2. Die Wurfarme arbeiten als Biegefedern. Es gibt auf der ganzen Welt nicht zwei absolut gleiche Biegefedern.
Durch die Tillerung erfolgt eine Synchronisation der beiden Federn, damit der Pfeil von den beiden Vektoren (einer in Richtung der Sehne nach unten einer nach oben) der Sehne gradlinieg aus dem Bogen beschleunigt wird. Und wie klappt das bei einteiligen Bogen? Ganz einfach, über die Nockpunkthöhe. Das Ausschießen der Nockpunkthöhe ist prinzipiell genau das Gleiche, man kann aber über diese Größe (Nockpunkthöhe) feiner arbeiten.

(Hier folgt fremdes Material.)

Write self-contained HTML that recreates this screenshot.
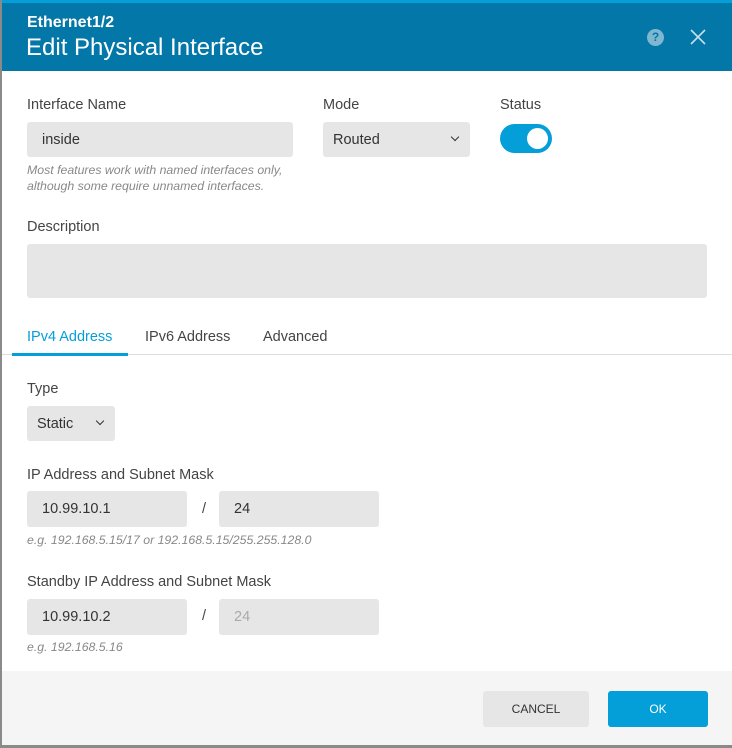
<!DOCTYPE html>
<html><head><style>
*{box-sizing:border-box;margin:0;padding:0}
body{width:732px;height:748px;overflow:hidden;background:#fff;font-family:"Liberation Sans",sans-serif;position:relative;color:#333}
.lb{position:absolute;left:0;top:0;width:2px;height:748px;background:#8a8a8a}
.top{position:absolute;left:0;top:0;width:732px;height:3px;background:#049fd9}
.hdr{position:absolute;left:2px;top:3px;width:730px;height:68px;background:#0277a8;color:#fff}
.abs{position:absolute}
.lbl{position:absolute;font-size:14.5px;color:#444}
.inp{position:absolute;background:#e6e6e6;border-radius:3px;font-size:14.5px;color:#333;padding-left:15px;display:flex;align-items:center}
.hint{position:absolute;font-size:12.3px;font-style:italic;color:#888;line-height:16px}
.chev{position:absolute;width:6px;height:6px;border-right:1.6px solid #333;border-bottom:1.6px solid #333;transform:rotate(45deg)}
</style></head><body>
<div class="top"></div>
<div class="hdr">
 <div class="abs" style="left:25px;top:11px;font-size:16px;font-weight:bold">Ethernet1/2</div>
 <div class="abs" style="left:24px;top:31px;font-size:24px">Edit Physical Interface</div>
 <div class="abs" style="left:645px;top:26px;width:17px;height:17px;border-radius:50%;background:#7fb6d0;color:#0277a8;font-size:12px;font-weight:bold;text-align:center;line-height:17px">?</div>
 <svg class="abs" style="left:688px;top:26px" width="16" height="16"><path d="M1 1L15 15M15 1L1 15" stroke="#c8dfea" stroke-width="1.6"/></svg>
</div>
<div class="lb"></div>
<div class="lbl" style="left:27px;top:97px">Interface Name</div>
<div class="lbl" style="left:323px;top:97px">Mode</div>
<div class="lbl" style="left:500px;top:97px">Status</div>
<div class="inp" style="left:27px;top:122px;width:266px;height:35px">inside</div>
<div class="inp" style="left:323px;top:122px;width:147px;height:35px;padding-left:10px">Routed</div>
<div class="chev" style="left:452px;top:134px"></div>
<div class="abs" style="left:500px;top:124px;width:52px;height:29px;border-radius:15px;background:#049fd9"></div>
<div class="abs" style="left:527px;top:128px;width:21px;height:21px;border-radius:50%;background:#fff"></div>
<div class="hint" style="left:27px;top:162px">Most features work with named interfaces only,<br>although some require unnamed interfaces.</div>
<div class="lbl" style="left:27px;top:219px">Description</div>
<div class="inp" style="left:27px;top:244px;width:680px;height:54px"></div>
<div class="abs" style="left:2px;top:354px;width:730px;height:1px;background:#ddd"></div>
<div class="abs" style="left:12px;top:353px;width:116px;height:3px;background:#049fd9"></div>
<div class="lbl" style="left:27px;top:329px;color:#049fd9">IPv4 Address</div>
<div class="lbl" style="left:145px;top:329px">IPv6 Address</div>
<div class="lbl" style="left:263px;top:329px">Advanced</div>
<div class="lbl" style="left:27px;top:381px">Type</div>
<div class="inp" style="left:27px;top:406px;width:88px;height:35px;padding-left:10px">Static</div>
<div class="chev" style="left:97px;top:418px"></div>
<div class="lbl" style="left:27px;top:467px">IP Address and Subnet Mask</div>
<div class="inp" style="left:27px;top:491px;width:160px;height:36px">10.99.10.1</div>
<div class="lbl" style="left:202px;top:501px">/</div>
<div class="inp" style="left:219px;top:491px;width:160px;height:36px">24</div>
<div class="hint" style="left:27px;top:532px">e.g. 192.168.5.15/17 or 192.168.5.15/255.255.128.0</div>
<div class="lbl" style="left:27px;top:574px">Standby IP Address and Subnet Mask</div>
<div class="inp" style="left:27px;top:599px;width:160px;height:36px">10.99.10.2</div>
<div class="lbl" style="left:202px;top:608px">/</div>
<div class="inp" style="left:219px;top:599px;width:160px;height:36px;color:#aaa">24</div>
<div class="hint" style="left:27px;top:639px">e.g. 192.168.5.16</div>
<div class="abs" style="left:2px;top:671px;width:730px;height:74px;background:#f5f5f5"></div>
<div class="abs" style="left:0;top:745px;width:732px;height:3px;background:#8a8a8a"></div>
<div class="abs" style="left:483px;top:691px;width:106px;height:36px;background:#e6e6e6;border-radius:3px;font-size:12px;text-align:center;line-height:36px;color:#333">CANCEL</div>
<div class="abs" style="left:608px;top:691px;width:100px;height:36px;background:#049fd9;border-radius:3px;font-size:12px;text-align:center;line-height:36px;color:#fff">OK</div>
</body></html>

Der Tiller soll und muß festgestellt und dokumentiert werden, um bei der Verstellung der Wurfarme auf niedrigerere oder höhere Endhaltekräfte die ursprüngliche Synchronisation beizubehalten und sich weitere Basteleien an der Nockpunkthöhe zu ersparen.

Richtig ist seine Bemerkung über die Ungenauigkeit der mechanischen Kraft-Auszugswaagen. Diese sind zur Einstellung des Bogens und zur Abstimmung unbrauchbar. Elektronische Zugwaagen sollten mit exakten Gewichten kalibriert werden.

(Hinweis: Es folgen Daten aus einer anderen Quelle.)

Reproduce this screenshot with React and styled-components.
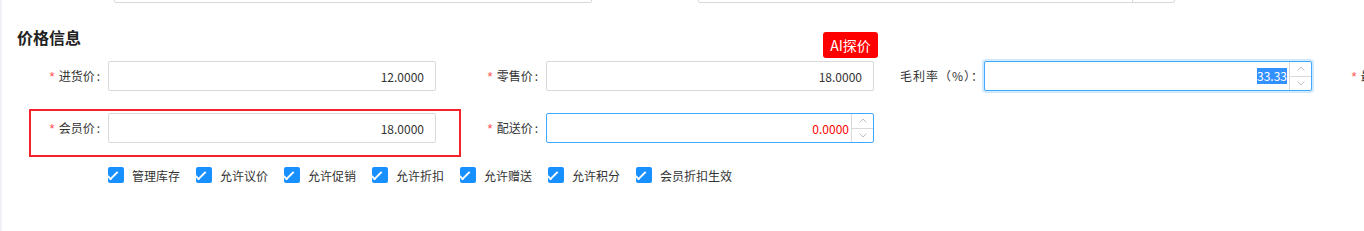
import React from "react";
import styled, { createGlobalStyle } from "styled-components";

const GlobalStyle = createGlobalStyle`
  html, body {
    margin: 0;
    padding: 0;
    background: #fff;
    overflow: hidden;
  }
  body {
    font-family: "Noto Sans CJK SC", "Noto Sans", sans-serif;
    font-size: 12px;
    color: #333;
  }
`;

const Page = styled.div`
  width: 1364px;
  height: 231px;
  box-sizing: border-box;
  border-left: 2px solid #f0f0f5;
  overflow: hidden;
  position: relative;
`;

const PrevRow = styled.div`
  height: 3px;
  overflow: hidden;
  display: flex;
  align-items: flex-end;
`;

const PrevInput = styled.div`
  flex: none;
  width: ${(p) => p.$width}px;
  height: 30px;
  margin-left: ${(p) => p.$offset}px;
  box-sizing: border-box;
  border: 1px solid #d9d9d9;
  border-radius: 2px;
  display: flex;
  justify-content: flex-end;
`;

const PrevAddon = styled.div`
  width: 41px;
  border-left: 1px solid #d9d9d9;
`;

const Title = styled.h3`
  margin: 22px 0 0 15px;
  font-size: 16px;
  line-height: 24px;
  font-weight: 700;
  color: #222;
`;

const Form = styled.div`
  margin-top: 12px;
  padding-left: 6px;
  display: flex;
  flex-direction: column;
  gap: 22px;
`;

const Row = styled.div`
  display: flex;
  white-space: nowrap;
`;

const Field = styled.div`
  flex: none;
  width: 438px;
  height: 30px;
  display: flex;
  align-items: center;
  position: relative;
`;

const Label = styled.label`
  flex: none;
  width: 100px;
  box-sizing: border-box;
  text-align: right;
  letter-spacing: ${(p) => (p.$wide ? 1 : 0)}px;
  color: #333;
  font-size: 12px;
  line-height: 30px;
`;

const Star = styled.span`
  color: #ff4d4f;
  margin-right: 4px;
  font-family: "Liberation Sans", sans-serif;
  font-size: 13px;
`;

const Colon = styled.span`
  margin: 0 8px 0 2px;
`;

const InputBox = styled.div`
  flex: none;
  width: 328px;
  height: 30px;
  box-sizing: border-box;
  border: 1px solid ${(p) => (p.$active ? "#40a9ff" : "#d9d9d9")};
  border-radius: 2px;
  box-shadow: ${(p) => (p.$focus ? "0 0 0 2px rgba(24,144,255,0.2)" : "none")};
  display: flex;
  align-items: stretch;
  background: #fff;
`;

const Value = styled.div`
  flex: 1;
  display: flex;
  align-items: center;
  justify-content: flex-end;
  padding-right: ${(p) => (p.$spin ? 2 : 11)}px;
  font-size: 12px;
  color: ${(p) => (p.$red ? "#ff0000" : "#333")};
`;

const Selected = styled.span`
  background: #3390ff;
  color: #fff;
  line-height: 16px;
`;

const Spinner = styled.div`
  flex: none;
  width: 21px;
  border-left: 1px solid #d9d9d9;
  display: flex;
  flex-direction: column;
`;

const SpinHalf = styled.div`
  flex: 1;
  display: flex;
  align-items: center;
  justify-content: center;
  color: #bfbfbf;
  & + & {
    border-top: 1px solid #d9d9d9;
  }
`;

const AiButton = styled.button`
  position: absolute;
  top: -29px;
  left: 377px;
  width: 55px;
  height: 26px;
  padding: 0;
  border: none;
  border-radius: 3px;
  background: #ff0000;
  color: #fff;
  font-family: "Noto Sans CJK SC", sans-serif;
  font-size: 14px;
  line-height: 26px;
`;

const Highlight = styled.div`
  position: absolute;
  left: 21px;
  top: -4px;
  width: 432px;
  height: 48px;
  box-sizing: border-box;
  border: 2px solid #f5222d;
  pointer-events: none;
`;

const Checks = styled.div`
  margin: 24px 0 0 106px;
  display: flex;
  gap: 16px;
`;

const CheckItem = styled.label`
  display: flex;
  align-items: center;
  gap: 8px;
  height: 16px;
  font-size: 12px;
  color: #333;
`;

const Box = styled.span`
  width: 16px;
  height: 16px;
  box-sizing: border-box;
  border-radius: 2px;
  background: #1890ff;
  position: relative;
  &::after {
    content: "";
    position: absolute;
    left: 4px;
    top: 7px;
    width: 5px;
    height: 9px;
    border: 2px solid #fff;
    border-top: 0;
    border-left: 0;
    transform: rotate(45deg) translate(-50%, -50%);
    transform-origin: 0 0;
  }
`;

const Chevron = ({ up }) => (
  <svg width="8" height="5" viewBox="0 0 8 5">
    <path
      d={up ? "M0.5 4.5 L4 1 L7.5 4.5" : "M0.5 0.5 L4 4 L7.5 0.5"}
      fill="none"
      stroke="currentColor"
      strokeWidth="1"
    />
  </svg>
);

const NumberInput = ({ value, red, active, focus, selected }) => (
  <InputBox $active={active} $focus={focus}>
    <Value $spin $red={red}>
      {selected ? <Selected>{value}</Selected> : value}
    </Value>
    <Spinner>
      <SpinHalf>
        <Chevron up />
      </SpinHalf>
      <SpinHalf>
        <Chevron />
      </SpinHalf>
    </Spinner>
  </InputBox>
);

const TextInput = ({ value }) => (
  <InputBox>
    <Value>{value}</Value>
  </InputBox>
);

const FieldLabel = ({ required, wide, children }) => (
  <Label $wide={wide}>
    {required && <Star>*</Star>}
    {children}
    {required && <Colon>:</Colon>}
  </Label>
);

const options = ["管理库存", "允许议价", "允许促销", "允许折扣", "允许赠送", "允许积分", "会员折扣生效"];

export default function App() {
  return (
    <Page>
      <GlobalStyle />
      <PrevRow>
        <PrevInput $width={478} $offset={112} />
        <PrevInput $width={477} $offset={106}>
          <PrevAddon />
        </PrevInput>
      </PrevRow>
      <Title>价格信息</Title>
      <Form>
        <Row>
          <Field>
            <FieldLabel required>进货价</FieldLabel>
            <TextInput value="12.0000" />
          </Field>
          <Field>
            <AiButton>AI探价</AiButton>
            <FieldLabel required>零售价</FieldLabel>
            <TextInput value="18.0000" />
          </Field>
          <Field>
            <FieldLabel wide>毛利率（%）：</FieldLabel>
            <NumberInput value="33.33" active focus selected />
          </Field>
          <Field>
            <FieldLabel required>最低售价</FieldLabel>
            <TextInput value="" />
          </Field>
        </Row>
        <Row>
          <Field>
            <Highlight />
            <FieldLabel required>会员价</FieldLabel>
            <TextInput value="18.0000" />
          </Field>
          <Field>
            <FieldLabel required>配送价</FieldLabel>
            <NumberInput value="0.0000" red active />
          </Field>
        </Row>
      </Form>
      <Checks>
        {options.map((o) => (
          <CheckItem key={o}>
            <Box />
            {o}
          </CheckItem>
        ))}
      </Checks>
    </Page>
  );
}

Einstellung des Pfeilversatzes:
Da ist im ersten Satz ein Schreibfehler, es muß heißen :"Der Pfeilversatz bezeichnet die horizontale Ausrichtung des Pfeiles im Bogenfenster." Was aber wirklich schwerwiegend ist, Zitat:
"Bei Rechtshandschützen sollte der Pfeil im Zentrum .... ausgerichtet sein.

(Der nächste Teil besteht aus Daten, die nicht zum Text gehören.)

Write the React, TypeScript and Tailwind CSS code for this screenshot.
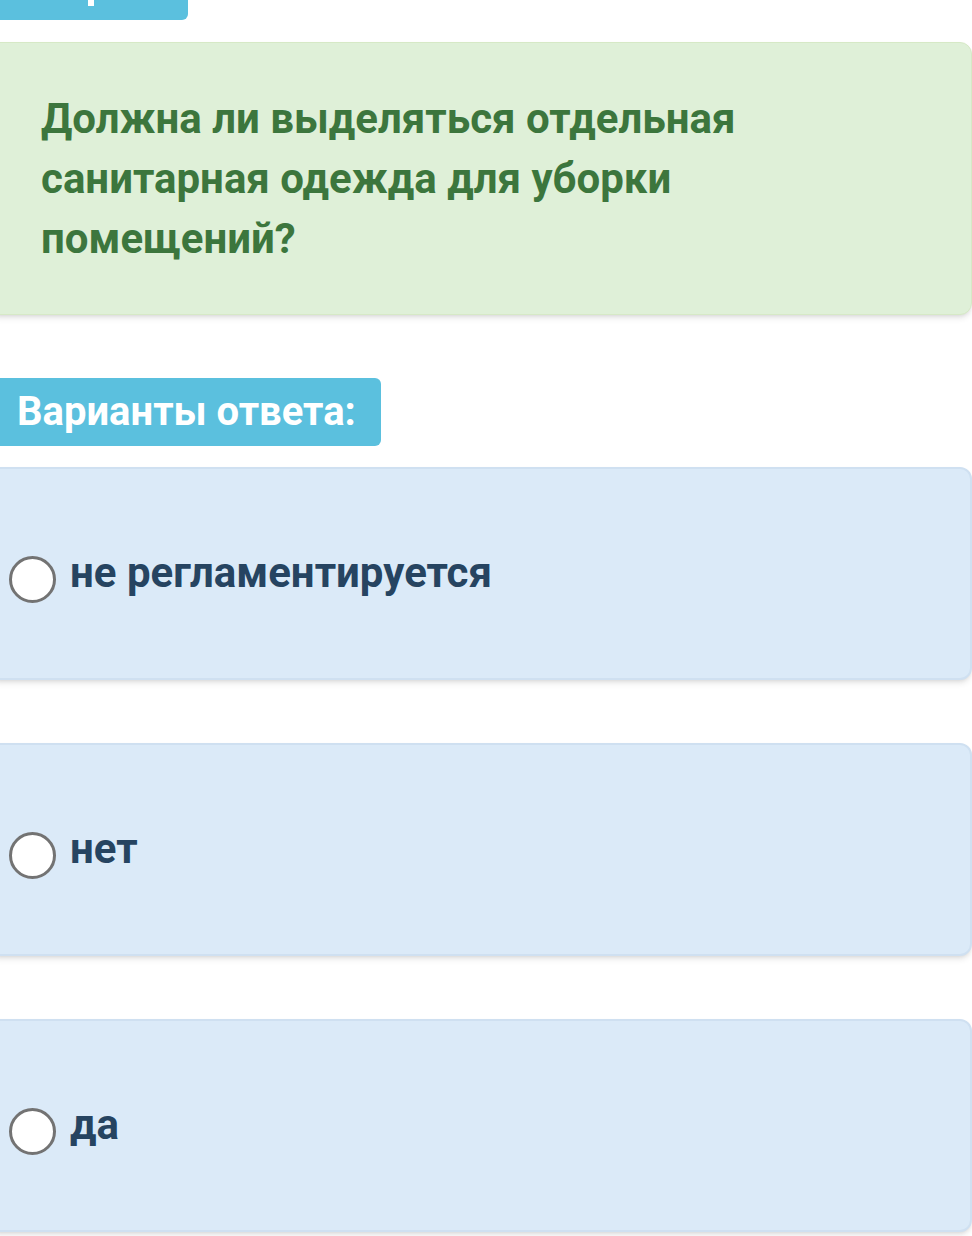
import { useState } from "react";

const answers = ["не регламентируется", "нет", "да"];

export default function App() {
  const [picked, setPicked] = useState<number | null>(null);

  return (
    <div className="min-h-[1236px] w-[972px] overflow-hidden bg-white font-['Roboto',sans-serif]">
      {/* cut-off header tab */}
      <div className="relative h-[20px] w-[188px] rounded-br-md bg-[#5bc0de]">
        <span className="absolute left-[88px] top-0 h-[6px] w-[6px] bg-white" />
      </div>

      {/* question */}
      <div className="-ml-3 mt-[22px] rounded-xl border border-[#d6e9c6] bg-[#dff0d8] pb-[45px] pl-[52px] pr-10 pt-[46px] shadow-md">
        <p className="max-w-[760px] text-[42px] font-bold leading-[60px] text-[#3c763d]">
          Должна ли выделяться отдельная санитарная одежда для уборки помещений?
        </p>
      </div>

      <div className="mt-[63px] inline-block rounded-r-md bg-[#5bc0de] py-[5px] pl-[17px] pr-[25px] text-[40px] font-bold leading-[58px] text-white">
        Варианты ответа:
      </div>

      <div className="mt-[21px] flex flex-col gap-[63px]">
        {answers.map((a, i) => (
          <label
            key={a}
            className="-ml-3 flex h-[213px] cursor-pointer items-start gap-[14px] rounded-xl border-2 border-[#cfe0f1] bg-[#dbeaf8] pl-[19px] pt-[87px] shadow-md"
          >
            <span
              onClick={() => setPicked(i)}
              className="flex h-[47px] w-[47px] shrink-0 items-center justify-center rounded-full border-[3px] border-[#737373] bg-white"
            >
              {picked === i && <span className="h-6 w-6 rounded-full bg-[#337ab7]" />}
            </span>
            <span className="-mt-[13px] text-[42px] font-bold leading-[60px] text-[#264461]">{a}</span>
          </label>
        ))}
      </div>
    </div>
  );
}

Diese Empfehlung zeigt ein schwerwiegendes Mißverständnis über die Innenballistik auf:
Beim Recurvebogen ist die Primärdurchbiegung des Pfeil unmittelbar nach dem Lösen die wichtigste Größe, die verantwortlich dafür ist, dass der Pfeil sauber aus dem Bogen kommt. Diese Größe und die dazugehörige, nachfolgende Biegeschwingung des Pfeiles ist berechenbar -Hickman, Klopsteg, Kooi, Park- und Nentwig -für die Praxis und für die gute Abstimmung und Optimierung ausreichend. Was aber niemand rechnen kann, ist die Richtung, in die sich der Pfeil primär durchbiegt und so der Grundschwingung die Schwingungsebene während der Schusszeit vorgibt. Diese Richtung wird nicht durch das Lösen vorgegeben. Die hohen Kräfte werfen beim Lösen die Finger locker zur Seite. Diese Richtung wird durch die Schräglage des Pfeiles im Bogen vorgegeben. Das bedeutet wiederum, dass eine "absolute" Centerstellung böse Überraschungen bringen kann, und zwar statistisch verteilt, ohne Möglichkeit, einen Grund für Fehlschüsse zu finden. Will man den Pfeilversatz vernünftig einstellen und beurteilen, muß vorher der "Centerschnitt" des Bogens bekannt sein. Der Centerschnitt gibt an, wie weit das Bogenfenster über die Mittellinie des Bogens ausgeschnitten ist. Früher war das so, dass dieser Wert ganz selbstverständlich in der firmenseitigen Beschreibung des Mittelteiles enthalten war. Heute muß man sich den Wert relativ kompliziert herausmessen. Das wäre zum Beispiel die Aufgabe eines sachkundigen Bogenhändlers. Liegt er nicht vor, ist er durch sorgfältige Messung einmal zu ermitteln. Dann kann sehr zuverlässig der Pfeilversatz durch Messung eingestellt werden, ohne in die Gefahr zu geraten, exakt die Centerstellung zu erwischen. Die angebotenen "Lehren" und das "Peilen" über den aufgespannten Bogen mit Pfeil sind Kindereien, gerade zu gebrauchen, die Erstausrüstung eines Schützen (Mietbogen) zu überprüfen.

Tja... Der Autor liefert nur Allgemeinplätze ab und keine gute Beschreibung, von wirklich guten Informationen ganz abgesehen. Im Gegenteil, diese wichtige technische Forderung (Schräglage des Pfeiles im Bogen) wird ohne Grund (wahrscheinlich hat irgendein Spitzenschütze/Spitzentrainer diese Aussage in die Weltgesetzt, natürlich ohne irgendeine nachprüfbare Begründung zu liefern) negiert.
Um technische Gegebenheiten zu beschreiben, muß man aber erst mal selber wissen und begriffen haben, wie das funktioniert, was man beschreiben will.

Bewertung:
In diesem wichtigen Bereich hat das erste Exemplar, das ich in Händen hielt für mich einen schlechten Eindruck hinterlassen.